Katma değerli üretim yapabilmek için yüksek teknolojiye, nitelikli iş gücüne, araştırma ve geliştirme faaliyetlerine ihtiyacımız var. Bu alanlarda ve bilimsel yayın, patent gibi konularda dünya sıralamasındaki yerimiz çok gerilerde.
Yüksek teknolojileri üretebilecek insan gücüne sahip çıkmıyoruz. "Giderlerse gitsinler" diyebildiğimiz değerli insan kaynağımızı yurtdışına kaptırıyoruz.

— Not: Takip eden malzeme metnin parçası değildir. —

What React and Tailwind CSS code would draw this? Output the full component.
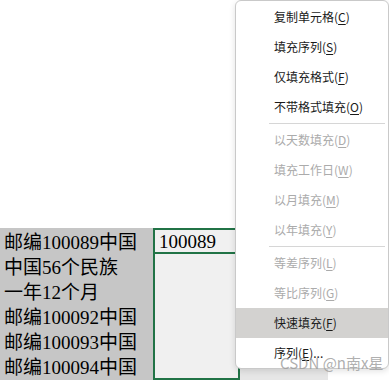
import React from 'react';

const menuFont = { fontFamily: '"Noto Sans CJK SC", "Noto Sans", sans-serif' };
const cellFont = { fontFamily: '"Liberation Serif", "Noto Sans CJK SC", serif' };

const groups = [
    [
        { label: '复制单元格', key: 'C' },
        { label: '填充序列', key: 'S' },
        { label: '仅填充格式', key: 'F' },
        { label: '不带格式填充', key: 'O' },
    ],
    [
        { label: '以天数填充', key: 'D', disabled: true },
        { label: '填充工作日', key: 'W', disabled: true },
        { label: '以月填充', key: 'M', disabled: true },
        { label: '以年填充', key: 'Y', disabled: true },
    ],
    [
        { label: '等差序列', key: 'L', disabled: true },
        { label: '等比序列', key: 'G', disabled: true },
        { label: '快速填充', key: 'F', active: true },
        { label: '序列', key: 'E', tail: '...' },
    ],
];

const rows = ['邮编100089中国', '中国56个民族', '一年12个月', '邮编100092中国', '邮编100093中国', '邮编100094中国'];

// One row of the fill options menu
const MenuItem = ({ item }) => (
    <div
        className={`h-[30px] flex items-center pl-[38px] text-[12px] ${item.active ? 'bg-[#d3d2d0]' : ''} ${item.disabled ? 'text-[#ababab]' : 'text-[#1a1a1a]'}`}
    >
        <span>
            {item.label}(<span className="underline underline-offset-2">{item.key}</span>){item.tail}
        </span>
    </div>
);

const App = () => {
    return (
        <div className="relative w-[389px] h-[380px] bg-white overflow-hidden">
            {/* Sheet cells */}
            <div className="flex pt-[228px] h-[380px]">
                <div className="w-[153px] bg-[#c6c6c6] pt-[2px] text-[19px] text-black" style={cellFont}>
                    {rows.map((r) => (
                        <div key={r} className="h-[25px] leading-[25px] pl-[4px] whitespace-nowrap">{r}</div>
                    ))}
                </div>
                <div className="w-[87px] border-2 border-[#217346] bg-[#f0f0f0] flex flex-col">
                    <div className="h-[24px] leading-[24px] pl-[4px] text-[19px] text-black border-b-2 border-[#217346]" style={cellFont}>
                        100089
                    </div>
                </div>
                <div className="flex flex-col justify-end">
                    <div className="w-[88px] h-[12px] bg-[#e6e6e6]"></div>
                </div>
            </div>

            {/* Context menu */}
            <div
                className="absolute left-[235px] top-0 w-[154px] h-[369px] bg-white border border-[#c9c9c9] rounded-[6px] pt-[1px] shadow-[0_2px_6px_rgba(0,0,0,0.12)]"
                style={menuFont}
            >
                {groups.map((g, gi) => (
                    <div key={gi}>
                        {gi > 0 && (
                            <div className="h-[3px] pt-[1px]">
                                <div className="h-px ml-[33px] mr-[3px] bg-[#d6d6d6]"></div>
                            </div>
                        )}
                        {g.map((item) => (
                            <MenuItem key={item.label} item={item} />
                        ))}
                    </div>
                ))}
            </div>

            {/* Watermark */}
            <div className="absolute left-[280px] top-[353px] text-[15px] leading-[20px] text-[#9a9a9a]/80 whitespace-nowrap" style={menuFont}>
                CSDN @n南x星
            </div>
        </div>
    );
};

export default App;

Yeraltı ve yerüstü kaynaklarımızı da yabancılara kaptırdığımızı Erzincan’daki altın madeninde yaşanan facia ile öğrendik. Yeni bir haber, 5 Şehir Hastanemiz Danimarkalı bir şirkete satıldı.
Ama olsun, biz ahirete yatırım yapıyoruz: On liseliden biri İmam Hatip Lisesi'nde okuyor. Kur’an Kurslarımız ve camilerimizin sayısı tüm ülkelerden fazla. Tarikat ve cemaatlerin özel okullarının, "sıbyan mekteplerinin" sayıları hızla artıyor. Orta öğretimde imamların ders vermesi yaygınlaşıyor.
Buralarda "gerçek dinin" öğretildiğini söyleyemeyiz. Ama bunları yapanlar her yaştan insanlarımızı ahirete hazırladıklarını iddia ediyorlar.
Dinimizle ilgilenenler derdimizle ve dünyadaki gelişmelerle ilgilenmiyorlar.
Fakir halkın çocuklarını İmam Hatip ve Kur’an Kurslarına yönlendirenler, nedense, kendi çocuklarını yurtdışında okutuyorlar.